Neurasia (1968), Argila (1968), Der Bomberpilot (1970), Neapolitanische Geschwister (1978), Palermo oder Wolfsburg (1980), für den er den Goldenen Bär gewann, Das Liebeskonzil (1981), Der Rosenkönig (1986), Malina (1990) mag man in unserer Gesellschaft des Kurzzeitgedächtnisses kaum noch kennen – seinerzeit waren sie berühmt, preisgekrönt und größere Publikumserfolge.
Zuletzt ist er mit der Verfilmung einer Erzählung des Uruguayers Juan Carlos Onetti ins Kino zurückgekehrt: Para esta noche (Nuit de chien oder Diese Nacht). »Meiner Ansicht nach« sagte Schroeter zu diesem Projekt, »hat das Kino die Aufgabe, Utopien zu errichten, unsere inneren Tiefen auszuloten, und die Komplexität der Natur zu erkunden.« Es ist ihm oft gelungen, und des war immer spannend.

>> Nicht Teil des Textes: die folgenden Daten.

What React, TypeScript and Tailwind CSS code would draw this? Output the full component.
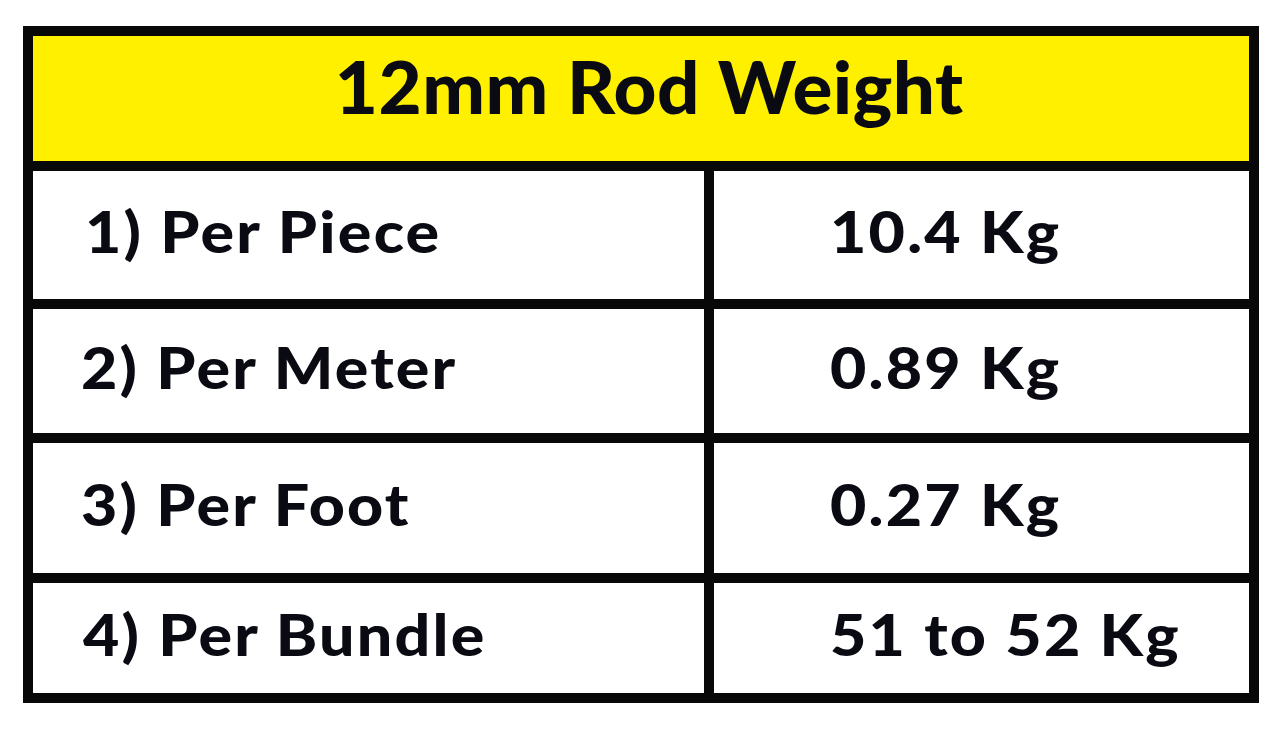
import React from "react";

const rows = [
  { label: "1) Per Piece", value: "10.4 Kg", h: "h-[128px]", pl: "pl-[52px]" },
  { label: "2) Per Meter", value: "0.89 Kg", h: "h-[124px]", pl: "pl-[48px]" },
  { label: "3) Per Foot", value: "0.27 Kg", h: "h-[130px]", pl: "pl-[48px]" },
  { label: "4) Per Bundle", value: "51 to 52 Kg", h: "h-[110px]", pl: "pl-[50px]" },
];

export default function App() {
  return (
    <div
      className="w-[1280px] h-[729px] bg-white overflow-hidden pt-[26px] pl-[23px]"
      style={{ fontFamily: "Lato, 'Open Sans', sans-serif" }}
    >
      <div className="w-[1236px] bg-[#080808] p-[10px] grid grid-cols-[671px_535px] gap-[10px]">
        <div className="col-span-2 h-[125px] bg-[#fff000] flex items-center justify-center text-[#0a0a12] font-black text-[73px] leading-none pb-[24px] pl-[16px]">
          <span className="inline-block scale-x-[1.02] tracking-[0.5px]">12mm Rod Weight</span>
        </div>
        {rows.map((r) => (
          <React.Fragment key={r.label}>
            <div
              className={`${r.h} bg-white flex items-center ${r.pl} text-[#0a0a12] font-black text-[57px] leading-none pb-[8px]`}
            >
              <span className="inline-block origin-left scale-x-[1.1] tracking-[2px] whitespace-pre">{r.label}</span>
            </div>
            <div
              className={`${r.h} bg-white flex items-center pl-[116px] text-[#0a0a12] font-black text-[57px] leading-none pb-[8px]`}
            >
              <span className="inline-block origin-left scale-x-[1.1] tracking-[2px] whitespace-pre">{r.value}</span>
            </div>
          </React.Fragment>
        ))}
      </div>
    </div>
  );
}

Mit 65 Jahren ist Schroeter, bis zuletzt aktiv in der Arbeit stehend, am Montag gestorben.
Das nachfolgende Interview ist der Teil eines mehrtägigen Gesprächs über Schroeters Werk und Kunstauffassung, das im März 2009 begann, und im Juni und September weitergeführt wurde. Teil 1 erschien letzte Woche. Von Rüdiger Suchsland.

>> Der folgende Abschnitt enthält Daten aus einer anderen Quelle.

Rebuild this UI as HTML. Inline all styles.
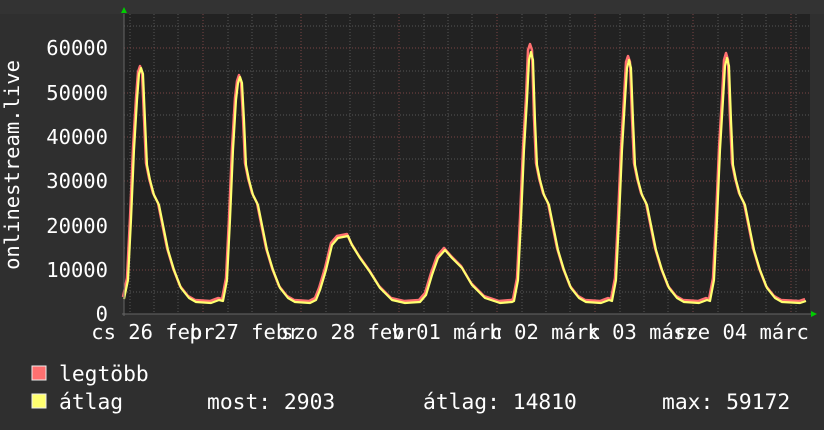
<!DOCTYPE html>
<html><head><meta charset="utf-8"><style>
html,body{margin:0;padding:0;background:#2f2f2f;}
svg{display:block}
text{font-family:"DejaVu Sans Mono","Liberation Mono",monospace;font-size:20.5px;fill:#fff}
.lg{font-size:21.3px}
</style></head><body>
<svg width="824" height="430" viewBox="0 0 824 430" xmlns="http://www.w3.org/2000/svg">
<rect x="0" y="0" width="824" height="430" fill="#2f2f2f"/>
<rect x="0" y="0" width="824" height="14" fill="#333"/>
<rect x="124" y="14" width="686" height="300" fill="#222"/>
<g stroke="#555" stroke-width="1" stroke-dasharray="1,2">
<path d="M130 14V314M154 14V314M178 14V314M228 14V314M252 14V314M276 14V314M326 14V314M350 14V314M374 14V314M424 14V314M448 14V314M472 14V314M522 14V314M546 14V314M570 14V314M620 14V314M644 14V314M668 14V314M718 14V314M742 14V314M766 14V314M796 14V314"/>
<path d="M124 292H810M124 248H810M124 204H810M124 159H810M124 115H810M124 71H810M124 26H810"/>
</g>
<g stroke="#7a4444" stroke-width="1" stroke-dasharray="1,2">
<path d="M203 14V314M301 14V314M399 14V314M497 14V314M595 14V314M693 14V314M791 14V314"/>
<path d="M124 270H810M124 226H810M124 181H810M124 137H810M124 93H810M124 48H810"/>
</g>
<g fill="none" stroke-linejoin="round">
<polyline transform="translate(-1,-2)" stroke="#ff7070" stroke-width="2.5" points="124,299 128,280 131,220 134,150 137,100 139,74 141,68 143,74 145,120 147,165 150,180 154,195 159,205 163,225 168,250 174,270 181,288 189,298 196,302 211,303 219,300 223,301 227,280 230,220 233,150 236,100 238,83 240,77 242,83 244,120 246,165 249,180 253,195 258,205 262,225 267,250 273,270 280,288 288,298 295,302 310,303 316,300 320,290 326,270 332,245 338,238 348,236 352,245 360,258 370,272 380,288 392,300 405,303 420,302 426,295 432,275 438,258 445,250 452,258 462,268 472,285 485,298 500,303 512,302 514,301 518,280 521,220 524,150 527,100 529,52 531,46 533,52 535,120 537,165 540,180 544,195 549,205 553,225 558,250 564,270 571,288 579,298 586,302 601,303 609,300 612,301 616,280 619,220 622,150 625,100 627,64 629,58 631,64 633,120 635,165 638,180 642,195 647,205 651,225 656,250 662,270 669,288 677,298 684,302 699,303 707,300 710,301 714,280 717,220 720,150 723,100 725,62 727,55 729,62 731,120 733,165 736,180 740,195 745,205 749,225 754,250 760,270 767,288 775,298 782,302 800,303 806,301"/>
<polyline stroke="#ffff70" stroke-width="2.2" points="124,299 128,280 131,220 134,150 137,100 139,74 141,68 143,74 145,120 147,165 150,180 154,195 159,205 163,225 168,250 174,270 181,288 189,298 196,302 211,303 219,300 223,301 227,280 230,220 233,150 236,100 238,83 240,77 242,83 244,120 246,165 249,180 253,195 258,205 262,225 267,250 273,270 280,288 288,298 295,302 310,303 316,300 320,290 326,270 332,245 338,238 348,236 352,245 360,258 370,272 380,288 392,300 405,303 420,302 426,295 432,275 438,258 445,250 452,258 462,268 472,285 485,298 500,303 512,302 514,301 518,280 521,220 524,150 527,100 529,60 531,52 533,60 535,120 537,165 540,180 544,195 549,205 553,225 558,250 564,270 571,288 579,298 586,302 601,303 609,300 612,301 616,280 619,220 622,150 625,100 627,68 629,60 631,68 633,120 635,165 638,180 642,195 647,205 651,225 656,250 662,270 669,288 677,298 684,302 699,303 707,300 710,301 714,280 717,220 720,150 723,100 725,66 727,58 729,66 731,120 733,165 736,180 740,195 745,205 749,225 754,250 760,270 767,288 775,298 782,302 800,303 806,301"/>
</g>
<path d="M124 14V316M122 314H812" stroke="#666" stroke-width="1"/>
<path d="M121 13L124 7L127 13Z" fill="#0c0"/>
<path d="M811 311L817 314L811 317Z" fill="#0c0"/>
<g text-anchor="end">
<text x="108" y="321">0</text>
<text x="108" y="277">10000</text>
<text x="108" y="233">20000</text>
<text x="108" y="188">30000</text>
<text x="108" y="144">40000</text>
<text x="108" y="100">50000</text>
<text x="108" y="55">60000</text>
</g>
<text transform="translate(19,165) rotate(-90)" text-anchor="middle">onlinestream.live</text>
<g text-anchor="middle">
<text x="153" y="339">cs 26 febr</text>
<text x="245" y="339">p 27 febr</text>
<text x="349" y="339">szo 28 febr</text>
<text x="447" y="339">v 01 márc</text>
<text x="545" y="339">h 02 márc</text>
<text x="643" y="339">k 03 márc</text>
<text x="741" y="339">sze 04 márc</text>
</g>
<rect x="32" y="366" width="14" height="14" fill="#ff7070" stroke="#eee" stroke-width="1"/>
<rect x="32" y="394" width="14" height="14" fill="#ffff70" stroke="#eee" stroke-width="1"/>
<text class="lg" x="59" y="381">legtöbb</text>
<text class="lg" x="59" y="409">átlag</text>
<text class="lg" x="207" y="409">most: 2903</text>
<text class="lg" x="423" y="409">átlag: 14810</text>
<text class="lg" x="662" y="409">max: 59172</text>
</svg>
</body></html>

artechock: Sie inszenieren viel auf der Bühne. Wie stehen für Sie selbst die verschiedenen Felder Ihrer Arbeit zueinander in Beziehung?
Werner Schroeter: Ich sehe mich als musikalischen Regisseur, egal, was ich gerade inszeniere. Ich habe ja viel mehr Theaterstücke inszeniert, als Opern. Trotzdem glauben viele, ich sei vor allem ein Opernregisseur. Opern sind für mich mitunter eine Erlösung gewesen, weil die Opernsänger im Vergleich zu Schauspielern eine große Sicherheit ausstrahlen. Ich habe mich in der Opernregie aber immer darum bemüht, sehr reduziert zu arbeiten. Dieses Klischee „opernhaft“, das an mir dranklebt, ist aber eigentlich eine Unverschämtheit – obwohl ich das Beiwort richtig benutzt schätze: Weil es eigentlich eine der komplettesten Kunstformen meint: Bildende Kunst, Gesang, die Worte werden ihrer Banalität enthoben. Unter dem Aspekt lasse ich mich gerne opernhaft nennen. Aber nicht, wenn es heißt, bei mir sei alles Kitsch und bunt. Was meinen Sie, was ich da schon gehört habe – das ist Blödsinn.

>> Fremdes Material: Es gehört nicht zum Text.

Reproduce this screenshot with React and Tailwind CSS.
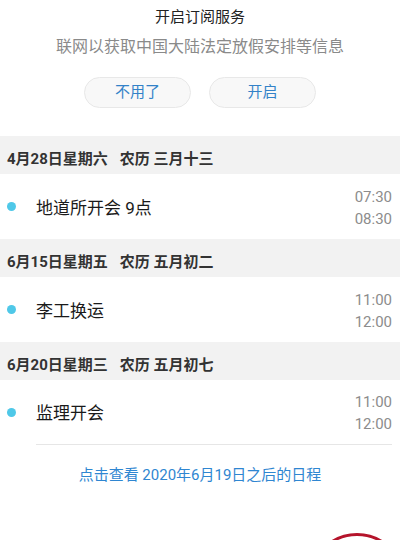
import React from 'react'

const days = [
  {
    date: '4月28日星期六',
    lunar: '农历 三月十三',
    title: '地道所开会 9点',
    start: '07:30',
    end: '08:30',
  },
  {
    date: '6月15日星期五',
    lunar: '农历 五月初二',
    title: '李工换运',
    start: '11:00',
    end: '12:00',
  },
  {
    date: '6月20日星期三',
    lunar: '农历 五月初七',
    title: '监理开会',
    start: '11:00',
    end: '12:00',
  },
]

const App = () => {
  return (
    <main className="relative h-[540px] w-[400px] overflow-hidden bg-white font-['Roboto','Noto_Sans_CJK_SC',sans-serif]">
      <section className="flex h-[136px] flex-col items-center pt-[6px]">
        <h1 className="text-[15px] leading-[22px] text-[#222]">开启订阅服务</h1>
        <p className="mt-[7px] text-[16px] leading-[24px] text-[#8a8a8a]">
          联网以获取中国大陆法定放假安排等信息
        </p>
        <div className="mt-[18px] flex gap-[18px]">
          <button className="h-[31px] w-[107px] rounded-full border border-[#e8e8e8] bg-[#f8f8f8] text-[15px] text-[#3382c8]">
            不用了
          </button>
          <button className="h-[31px] w-[107px] rounded-full border border-[#e8e8e8] bg-[#f8f8f8] text-[15px] text-[#3382c8]">
            开启
          </button>
        </div>
      </section>

      {days.map((day, i) => (
        <div key={day.date}>
          <div className="flex h-[38px] items-end bg-[#f2f2f2] px-[7px] pb-[5px] text-[15px] font-bold leading-[20px] text-[#333]">
            <span>{day.date}</span>
            <span className="ml-[12px]">{day.lunar}</span>
          </div>
          <div className="flex h-[65px] items-stretch">
            <div className="flex w-[36px] items-center pl-[7px]">
              <span className="h-[9px] w-[9px] rounded-full bg-[#4fc8e8]" />
            </div>
            <div
              className={
                i === days.length - 1
                  ? 'mr-[8px] flex flex-1 items-center justify-between border-b border-[#e6e6e6]'
                  : 'mr-[8px] flex flex-1 items-center justify-between'
              }
            >
              <span className="pt-[4px] text-[17px] text-[#1a1a1a]">{day.title}</span>
              <div className="flex flex-col items-end pt-[2px] text-[15px] leading-[22px] text-[#8c8c8c]">
                <span>{day.start}</span>
                <span>{day.end}</span>
              </div>
            </div>
          </div>
        </div>
      ))}

      <p className="pt-[19px] text-center text-[15px] leading-[22px] text-[#2f86d1]">
        点击查看 2020年6月19日之后的日程
      </p>

      <div className="absolute left-[309px] top-[533px] h-[96px] w-[96px] rounded-full border-[3px] border-[#b5142b]" />
    </main>
  )
}

export default App
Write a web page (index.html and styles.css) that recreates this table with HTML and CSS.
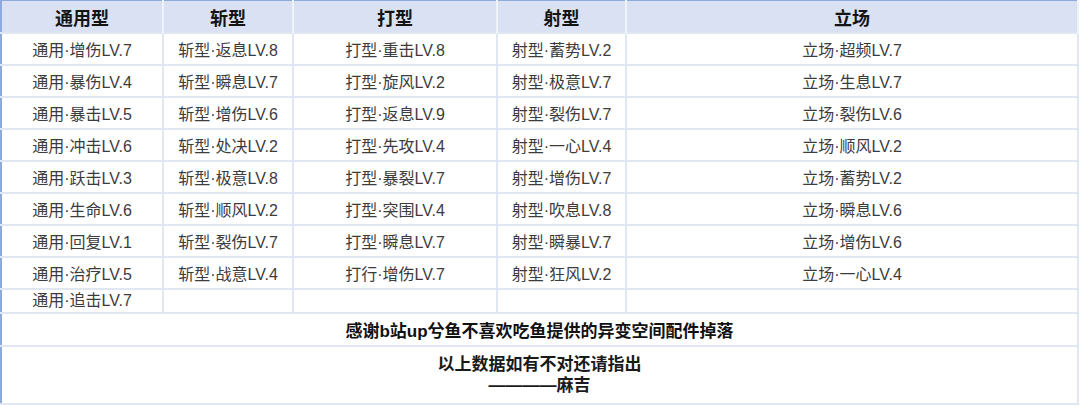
FILE: index.html
```html
<!DOCTYPE html>
<html lang="zh">
<head>
<meta charset="utf-8">
<link rel="stylesheet" href="styles.css">
</head>
<body>
<table class="tbl">
  <colgroup>
    <col class="c1"><col class="c2"><col class="c3"><col class="c4"><col class="c5">
  </colgroup>
  <thead>
    <tr class="head">
      <th>通用型</th><th>斩型</th><th>打型</th><th>射型</th><th>立场</th>
    </tr>
  </thead>
  <tbody>
    <tr class="row"><td>通用·增伤LV.7</td><td>斩型·返息LV.8</td><td>打型·重击LV.8</td><td>射型·蓄势LV.2</td><td>立场·超频LV.7</td></tr>
    <tr class="row"><td>通用·暴伤LV.4</td><td>斩型·瞬息LV.7</td><td>打型·旋风LV.2</td><td>射型·极意LV.7</td><td>立场·生息LV.7</td></tr>
    <tr class="row"><td>通用·暴击LV.5</td><td>斩型·增伤LV.6</td><td>打型·返息LV.9</td><td>射型·裂伤LV.7</td><td>立场·裂伤LV.6</td></tr>
    <tr class="row"><td>通用·冲击LV.6</td><td>斩型·处决LV.2</td><td>打型·先攻LV.4</td><td>射型·一心LV.4</td><td>立场·顺风LV.2</td></tr>
    <tr class="row"><td>通用·跃击LV.3</td><td>斩型·极意LV.8</td><td>打型·暴裂LV.7</td><td>射型·增伤LV.7</td><td>立场·蓄势LV.2</td></tr>
    <tr class="row"><td>通用·生命LV.6</td><td>斩型·顺风LV.2</td><td>打型·突围LV.4</td><td>射型·吹息LV.8</td><td>立场·瞬息LV.6</td></tr>
    <tr class="row"><td>通用·回复LV.1</td><td>斩型·裂伤LV.7</td><td>打型·瞬息LV.7</td><td>射型·瞬暴LV.7</td><td>立场·增伤LV.6</td></tr>
    <tr class="row"><td>通用·治疗LV.5</td><td>斩型·战意LV.4</td><td>打行·增伤LV.7</td><td>射型·狂风LV.2</td><td>立场·一心LV.4</td></tr>
    <tr class="row short"><td>通用·追击LV.7</td><td></td><td></td><td></td><td></td></tr>
    <tr class="thanks"><td colspan="5">感谢b站up兮鱼不喜欢吃鱼提供的异变空间配件掉落</td></tr>
    <tr class="note"><td colspan="5"><div>以上数据如有不对还请指出</div><div>————麻吉</div></td></tr>
  </tbody>
</table>
</body>
</html>
```
FILE: styles.css
```css
html, body {
  margin: 0;
  padding: 0;
  background: #ffffff;
}
body {
  font-family: "Liberation Sans", "Noto Sans CJK SC", sans-serif;
}
.tbl {
  width: 1077px;
  table-layout: fixed;
  border-collapse: collapse;
  border-top: 1px solid #8ea9db;
  border-left: 2px solid #8ea9db;
}
.c1 { width: 162px; }
.c2 { width: 130px; }
.c3 { width: 204px; }
.c4 { width: 129px; }
.c5 { width: 452px; }
.tbl td, .tbl th {
  padding: 0;
  text-align: center;
  vertical-align: middle;
  border: 2px solid #e1e7f2;
}
.head th {
  height: 31px;
  background: #d9e1f2;
  font-size: 18px;
  font-weight: bold;
  color: #141414;
  border-color: #eef2f9;
  border-bottom: 1px solid #c3cfe9;
  border-top: none;
}
.head th:first-child { border-left: none; }
.row td {
  height: 30px;
  font-size: 16px;
  color: #3c3c3c;
}
.row td:first-child,
.thanks td,
.note td { border-left: none; }
.row.short td {
  height: 22px;
  line-height: 20px;
}
.thanks td {
  height: 31px;
  font-size: 17px;
  font-weight: bold;
  color: #111111;
}
.note td {
  height: 56px;
  font-size: 17px;
  font-weight: bold;
  color: #1a1a1a;
  line-height: 21px;
}
```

artechock: Alexander Kluge, der lange ein Weggefährte war, betont gern die Ähnlichkeiten zwischen Kino und Oper. Berühmt ist seine Formulierung vom „Kraftwerk der Gefühle“…
Schroeter: Das hat er übrigens von mir, der Kluge. Kluge war einer der ersten, der Ende der 60er anfing, meine Arbeit zu schätzen, insoweit er die Lyrik und das Musikalische mochte. Er hat er auch immer gesagt, dass ich ihn mit zum Kino hin gebracht hätte. Am besten finde ich eigentlich seine Formulierung »In Gefahr und größter Not bringt der Mittelweg den Tod«, die er von Andreas Gryphius her hat. Aber »Kraftwerk der Gefühle« stimmt in jedem Fall. Das ist die einzige Waffe, die wir haben in einem Land, in dem Gefühle als Schande gesehen werden, und ihre Verkarstung als Weg zur Vergeistigung. Ohne Herzensbildung kommt man nicht voran. Das Gefühl als Träger des Ausdrucks ist eigentlich die humanste Idee, natürlich immer gekoppelt mit dem Denken.
artechock: Kann man das zusammenfassen: Was Sie mit Ihrer Arbeit letzten Endes bezwecken? Was alles vereint?
Schroeter: Eine Reaktion hervorzurufen, die zum Denken und Mitfühlen führt – ohne eine Wertung darüber abzugeben. Man muss die Augen öffnen. Kunstwirklichkeit hat nur Sinn, wenn sie die Wahrhaftigkeit der Welt, in der wir uns bewegen, trifft.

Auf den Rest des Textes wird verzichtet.